**Short task**: Pull out every line below holding the word "styles".

**Data excerpts**:
********************

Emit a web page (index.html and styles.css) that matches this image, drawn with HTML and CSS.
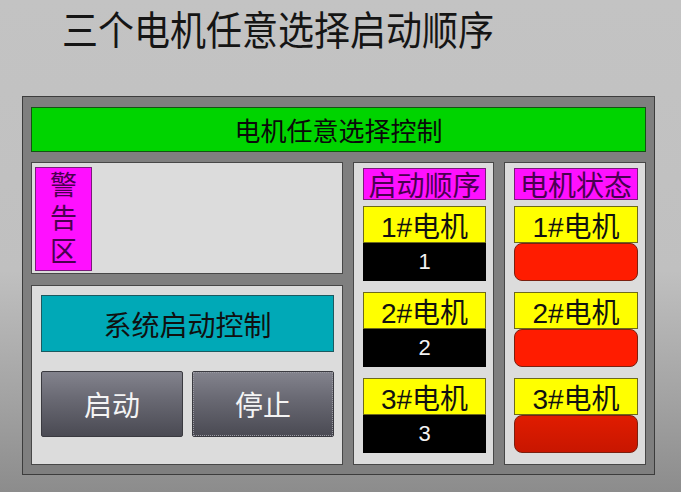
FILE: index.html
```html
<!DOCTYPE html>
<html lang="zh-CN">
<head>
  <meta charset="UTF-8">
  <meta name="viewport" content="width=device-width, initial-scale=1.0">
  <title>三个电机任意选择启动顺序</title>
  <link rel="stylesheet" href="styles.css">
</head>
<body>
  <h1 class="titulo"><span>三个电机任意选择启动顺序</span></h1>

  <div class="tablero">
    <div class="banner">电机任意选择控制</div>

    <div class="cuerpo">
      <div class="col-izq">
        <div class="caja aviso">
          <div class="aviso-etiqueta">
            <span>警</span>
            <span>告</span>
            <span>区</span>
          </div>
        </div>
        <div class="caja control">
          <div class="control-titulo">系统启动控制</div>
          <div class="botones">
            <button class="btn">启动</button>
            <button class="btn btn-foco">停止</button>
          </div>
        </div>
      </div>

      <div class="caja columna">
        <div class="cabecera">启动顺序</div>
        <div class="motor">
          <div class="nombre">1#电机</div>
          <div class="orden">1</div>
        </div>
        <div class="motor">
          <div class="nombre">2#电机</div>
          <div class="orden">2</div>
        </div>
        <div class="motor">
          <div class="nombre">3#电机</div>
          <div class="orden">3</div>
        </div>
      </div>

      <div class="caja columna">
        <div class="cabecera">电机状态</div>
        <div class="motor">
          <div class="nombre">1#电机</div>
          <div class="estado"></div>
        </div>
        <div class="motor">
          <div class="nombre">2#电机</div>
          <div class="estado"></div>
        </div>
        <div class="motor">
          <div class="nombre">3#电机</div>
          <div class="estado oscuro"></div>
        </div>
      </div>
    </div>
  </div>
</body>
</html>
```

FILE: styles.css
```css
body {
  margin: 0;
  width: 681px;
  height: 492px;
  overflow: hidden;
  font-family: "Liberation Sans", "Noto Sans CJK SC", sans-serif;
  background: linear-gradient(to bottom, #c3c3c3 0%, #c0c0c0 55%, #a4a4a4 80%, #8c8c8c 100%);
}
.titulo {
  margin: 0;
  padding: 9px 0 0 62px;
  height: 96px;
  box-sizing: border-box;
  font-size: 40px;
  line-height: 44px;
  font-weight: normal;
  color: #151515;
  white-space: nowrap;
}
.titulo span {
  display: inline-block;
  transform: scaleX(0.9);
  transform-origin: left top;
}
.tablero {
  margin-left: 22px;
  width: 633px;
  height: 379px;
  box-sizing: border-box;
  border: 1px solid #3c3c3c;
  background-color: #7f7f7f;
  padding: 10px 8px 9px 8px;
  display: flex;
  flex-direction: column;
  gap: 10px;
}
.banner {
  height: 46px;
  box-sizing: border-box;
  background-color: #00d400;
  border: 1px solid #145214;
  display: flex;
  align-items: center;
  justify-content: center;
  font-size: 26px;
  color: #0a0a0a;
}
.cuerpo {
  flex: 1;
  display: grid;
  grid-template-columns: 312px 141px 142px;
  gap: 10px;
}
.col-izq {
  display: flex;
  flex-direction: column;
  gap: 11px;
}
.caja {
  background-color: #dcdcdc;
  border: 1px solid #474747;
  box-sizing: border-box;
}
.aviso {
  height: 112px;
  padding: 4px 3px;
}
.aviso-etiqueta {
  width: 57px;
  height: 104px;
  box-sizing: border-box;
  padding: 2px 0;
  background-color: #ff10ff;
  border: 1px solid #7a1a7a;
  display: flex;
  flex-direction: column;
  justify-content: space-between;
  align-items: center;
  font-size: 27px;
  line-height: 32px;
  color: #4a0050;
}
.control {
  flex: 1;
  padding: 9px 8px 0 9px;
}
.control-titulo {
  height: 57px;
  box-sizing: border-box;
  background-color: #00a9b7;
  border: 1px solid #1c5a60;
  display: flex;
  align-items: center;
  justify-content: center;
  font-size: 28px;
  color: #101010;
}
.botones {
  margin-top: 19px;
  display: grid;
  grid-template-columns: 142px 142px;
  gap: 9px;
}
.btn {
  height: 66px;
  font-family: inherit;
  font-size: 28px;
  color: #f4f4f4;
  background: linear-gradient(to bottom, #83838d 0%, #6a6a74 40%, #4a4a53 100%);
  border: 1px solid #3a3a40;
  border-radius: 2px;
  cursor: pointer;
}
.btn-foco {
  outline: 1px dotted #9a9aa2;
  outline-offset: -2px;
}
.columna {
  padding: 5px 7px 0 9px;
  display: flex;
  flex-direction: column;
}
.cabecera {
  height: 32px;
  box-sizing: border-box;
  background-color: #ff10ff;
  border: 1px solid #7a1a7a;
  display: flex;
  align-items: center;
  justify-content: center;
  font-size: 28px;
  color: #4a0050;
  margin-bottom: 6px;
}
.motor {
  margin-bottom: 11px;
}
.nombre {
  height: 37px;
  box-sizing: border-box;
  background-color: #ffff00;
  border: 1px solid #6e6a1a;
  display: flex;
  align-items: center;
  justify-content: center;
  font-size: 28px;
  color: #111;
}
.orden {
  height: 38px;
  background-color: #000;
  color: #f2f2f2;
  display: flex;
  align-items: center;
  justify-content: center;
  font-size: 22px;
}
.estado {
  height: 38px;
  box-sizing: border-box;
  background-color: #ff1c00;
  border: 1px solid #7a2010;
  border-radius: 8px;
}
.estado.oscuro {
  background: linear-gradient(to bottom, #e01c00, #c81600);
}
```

********************

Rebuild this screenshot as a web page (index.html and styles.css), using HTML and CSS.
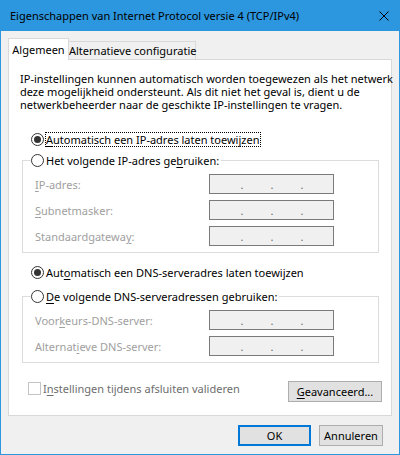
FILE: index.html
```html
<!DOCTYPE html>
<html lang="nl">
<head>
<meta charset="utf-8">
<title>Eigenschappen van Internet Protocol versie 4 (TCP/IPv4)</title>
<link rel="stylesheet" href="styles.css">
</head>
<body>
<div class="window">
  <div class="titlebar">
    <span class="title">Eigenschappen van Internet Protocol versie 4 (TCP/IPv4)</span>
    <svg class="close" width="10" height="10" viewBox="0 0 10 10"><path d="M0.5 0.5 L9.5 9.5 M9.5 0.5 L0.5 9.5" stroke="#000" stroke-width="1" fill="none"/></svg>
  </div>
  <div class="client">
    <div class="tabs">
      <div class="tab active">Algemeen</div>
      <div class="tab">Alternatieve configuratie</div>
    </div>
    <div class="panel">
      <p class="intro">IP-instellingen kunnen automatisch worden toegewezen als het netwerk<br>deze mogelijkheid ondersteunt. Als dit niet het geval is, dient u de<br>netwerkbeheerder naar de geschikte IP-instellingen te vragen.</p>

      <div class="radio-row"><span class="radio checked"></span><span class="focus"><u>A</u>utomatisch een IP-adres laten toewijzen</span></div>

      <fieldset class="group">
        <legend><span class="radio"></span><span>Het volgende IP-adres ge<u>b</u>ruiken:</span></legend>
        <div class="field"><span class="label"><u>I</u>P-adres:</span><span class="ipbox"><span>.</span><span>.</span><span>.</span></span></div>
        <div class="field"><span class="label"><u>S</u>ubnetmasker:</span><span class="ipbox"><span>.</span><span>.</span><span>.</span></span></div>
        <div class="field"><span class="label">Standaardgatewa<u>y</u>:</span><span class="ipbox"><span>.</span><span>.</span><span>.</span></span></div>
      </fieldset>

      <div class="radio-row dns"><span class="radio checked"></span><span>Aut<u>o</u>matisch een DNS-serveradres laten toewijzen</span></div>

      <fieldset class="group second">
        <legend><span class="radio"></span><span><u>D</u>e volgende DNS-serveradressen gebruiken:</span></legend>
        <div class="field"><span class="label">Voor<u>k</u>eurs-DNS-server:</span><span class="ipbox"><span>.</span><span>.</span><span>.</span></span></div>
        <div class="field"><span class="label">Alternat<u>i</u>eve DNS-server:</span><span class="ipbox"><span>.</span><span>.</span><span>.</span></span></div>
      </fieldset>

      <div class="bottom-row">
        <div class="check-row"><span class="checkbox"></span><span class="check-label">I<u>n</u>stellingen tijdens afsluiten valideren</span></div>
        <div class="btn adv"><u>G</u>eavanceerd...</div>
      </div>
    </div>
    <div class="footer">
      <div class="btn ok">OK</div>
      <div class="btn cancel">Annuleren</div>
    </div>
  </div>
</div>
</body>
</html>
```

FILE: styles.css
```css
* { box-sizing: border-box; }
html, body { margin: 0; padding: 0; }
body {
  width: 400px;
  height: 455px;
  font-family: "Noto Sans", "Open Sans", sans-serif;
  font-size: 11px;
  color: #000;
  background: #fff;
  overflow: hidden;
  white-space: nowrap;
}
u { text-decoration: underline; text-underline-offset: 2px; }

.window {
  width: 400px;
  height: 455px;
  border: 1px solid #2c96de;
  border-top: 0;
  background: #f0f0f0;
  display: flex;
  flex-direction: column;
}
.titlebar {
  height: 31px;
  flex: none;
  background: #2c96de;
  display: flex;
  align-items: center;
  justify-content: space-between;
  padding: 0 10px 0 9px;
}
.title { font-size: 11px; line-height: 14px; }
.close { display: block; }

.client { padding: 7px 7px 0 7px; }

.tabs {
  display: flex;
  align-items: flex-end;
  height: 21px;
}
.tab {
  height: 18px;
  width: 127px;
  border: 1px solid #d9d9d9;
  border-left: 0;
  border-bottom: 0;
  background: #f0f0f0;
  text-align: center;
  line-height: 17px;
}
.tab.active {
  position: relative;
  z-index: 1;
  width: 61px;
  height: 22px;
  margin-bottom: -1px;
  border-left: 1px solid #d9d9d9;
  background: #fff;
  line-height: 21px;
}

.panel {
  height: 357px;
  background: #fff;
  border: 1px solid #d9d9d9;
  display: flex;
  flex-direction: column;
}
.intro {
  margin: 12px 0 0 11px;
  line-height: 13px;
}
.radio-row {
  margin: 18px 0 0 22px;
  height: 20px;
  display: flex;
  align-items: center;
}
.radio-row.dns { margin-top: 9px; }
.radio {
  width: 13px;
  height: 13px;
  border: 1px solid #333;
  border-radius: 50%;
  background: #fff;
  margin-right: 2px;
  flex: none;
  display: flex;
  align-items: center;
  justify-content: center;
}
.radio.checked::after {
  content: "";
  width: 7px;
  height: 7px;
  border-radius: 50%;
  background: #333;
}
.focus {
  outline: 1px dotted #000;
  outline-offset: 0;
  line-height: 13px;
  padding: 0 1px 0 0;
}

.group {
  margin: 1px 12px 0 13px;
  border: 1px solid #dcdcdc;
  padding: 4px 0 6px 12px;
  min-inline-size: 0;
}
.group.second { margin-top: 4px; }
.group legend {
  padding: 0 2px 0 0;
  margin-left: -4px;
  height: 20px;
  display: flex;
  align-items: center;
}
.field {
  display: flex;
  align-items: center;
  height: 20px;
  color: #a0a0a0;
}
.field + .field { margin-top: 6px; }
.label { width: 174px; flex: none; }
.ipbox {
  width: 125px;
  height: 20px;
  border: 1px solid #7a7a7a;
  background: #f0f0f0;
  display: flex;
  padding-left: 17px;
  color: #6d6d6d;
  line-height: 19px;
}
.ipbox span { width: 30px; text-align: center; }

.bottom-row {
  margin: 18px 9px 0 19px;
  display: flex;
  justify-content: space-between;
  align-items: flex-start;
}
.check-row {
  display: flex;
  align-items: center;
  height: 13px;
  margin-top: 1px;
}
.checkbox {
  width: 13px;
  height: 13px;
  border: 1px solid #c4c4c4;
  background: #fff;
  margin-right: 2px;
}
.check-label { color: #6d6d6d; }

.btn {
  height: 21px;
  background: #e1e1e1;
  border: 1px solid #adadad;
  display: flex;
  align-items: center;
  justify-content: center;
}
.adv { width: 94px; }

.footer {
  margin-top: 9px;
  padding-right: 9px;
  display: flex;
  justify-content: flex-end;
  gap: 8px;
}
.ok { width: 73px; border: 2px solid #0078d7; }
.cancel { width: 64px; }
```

********************

**Solution to the exercise**:
Emit a web page (index.html and styles.css) that matches this image, drawn with HTML and CSS.
  <link rel="stylesheet" href="styles.css">
FILE: styles.css
Rebuild this screenshot as a web page (index.html and styles.css), using HTML and CSS.
<link rel="stylesheet" href="styles.css">
FILE: styles.css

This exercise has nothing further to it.